Thanks for the help.
Cheers.
It sounds like what you want to do is return a known value if the function is re-called with the same (mE, a) values, and perform the calculation if the input is new.
That is called memoization. See for example What is memoization and how can I use it in Python? . Note that in modern versions of Python, you can create a decorator to apply the memoization of the function, which lets you be a little neater.
Most probably you'll not be able to store values of spectra(x, y) and reasonably retrieve them by exact values of floating-point x and y. You rarely encounter exact same floating point values in real life.

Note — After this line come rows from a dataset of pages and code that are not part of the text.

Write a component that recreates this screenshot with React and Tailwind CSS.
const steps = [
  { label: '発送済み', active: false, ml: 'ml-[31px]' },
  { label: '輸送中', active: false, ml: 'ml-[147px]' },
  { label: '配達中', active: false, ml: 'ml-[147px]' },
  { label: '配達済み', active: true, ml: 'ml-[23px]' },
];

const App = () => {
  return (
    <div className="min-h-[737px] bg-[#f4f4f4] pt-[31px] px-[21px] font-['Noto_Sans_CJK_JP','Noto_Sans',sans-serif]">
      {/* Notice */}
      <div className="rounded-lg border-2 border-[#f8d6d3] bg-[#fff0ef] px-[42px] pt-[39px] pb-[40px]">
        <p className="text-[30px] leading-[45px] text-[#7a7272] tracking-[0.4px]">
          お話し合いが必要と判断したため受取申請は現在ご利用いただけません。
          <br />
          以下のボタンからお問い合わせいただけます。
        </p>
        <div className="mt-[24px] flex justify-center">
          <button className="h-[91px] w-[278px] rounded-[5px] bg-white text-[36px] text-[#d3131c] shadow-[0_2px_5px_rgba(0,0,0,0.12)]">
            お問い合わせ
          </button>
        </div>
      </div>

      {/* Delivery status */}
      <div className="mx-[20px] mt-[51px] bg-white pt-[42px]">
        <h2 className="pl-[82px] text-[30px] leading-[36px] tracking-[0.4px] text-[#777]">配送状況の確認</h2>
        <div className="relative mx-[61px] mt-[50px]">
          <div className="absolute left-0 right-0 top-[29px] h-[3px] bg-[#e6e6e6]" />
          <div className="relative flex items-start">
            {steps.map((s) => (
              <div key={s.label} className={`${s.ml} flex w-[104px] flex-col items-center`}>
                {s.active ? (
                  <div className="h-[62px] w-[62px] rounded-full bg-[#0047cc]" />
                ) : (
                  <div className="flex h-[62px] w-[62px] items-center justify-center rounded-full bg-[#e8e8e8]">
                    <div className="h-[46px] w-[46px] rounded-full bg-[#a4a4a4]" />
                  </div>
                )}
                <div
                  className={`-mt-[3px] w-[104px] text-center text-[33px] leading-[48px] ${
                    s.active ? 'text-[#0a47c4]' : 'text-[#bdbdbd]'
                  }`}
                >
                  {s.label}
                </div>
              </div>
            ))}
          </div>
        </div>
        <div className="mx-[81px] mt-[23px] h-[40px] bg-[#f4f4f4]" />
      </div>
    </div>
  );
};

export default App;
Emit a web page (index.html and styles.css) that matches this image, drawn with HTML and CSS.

Note that I don't think you can cache f directly, becuse it depends on a long list of floats. Possible input space of it is so large that finding a close match seems very improbable to me.
If you cache values of spectra() you could retrieve the value for a close enough pair of arguments with a reasonable probability.
The problem is searching for such close pairs. A hash table cannot work (we need imprecise matches), an ordered list and binary search cannot work either (we have 2 dimensions). I'd use a quad tree or some other form of spatial index. You can build it dynamically and efficiently search for closest known points near your given point.
If you found cached a point really close to the one you need, you can just return the cached value. If no point is close enough, you add it to the index, in hope that it will be reused in the future. Maybe you could even interpolate if your point is between two known points close by.
The big prerequisite, of course, is that sufficient number of points in the cache has a chance to be reused. To estimate this, run your some of your calculation and store (mE, a) pairs somewhere (e.g in a file), then plot them. You'll instantly see if you have groups of points close to one another. You can look for tight clusters without plotting, too, of course. If you have enough clusters that are tight (where you could reuse one point's value for another), your cache will work. If not, don't bother implementing it.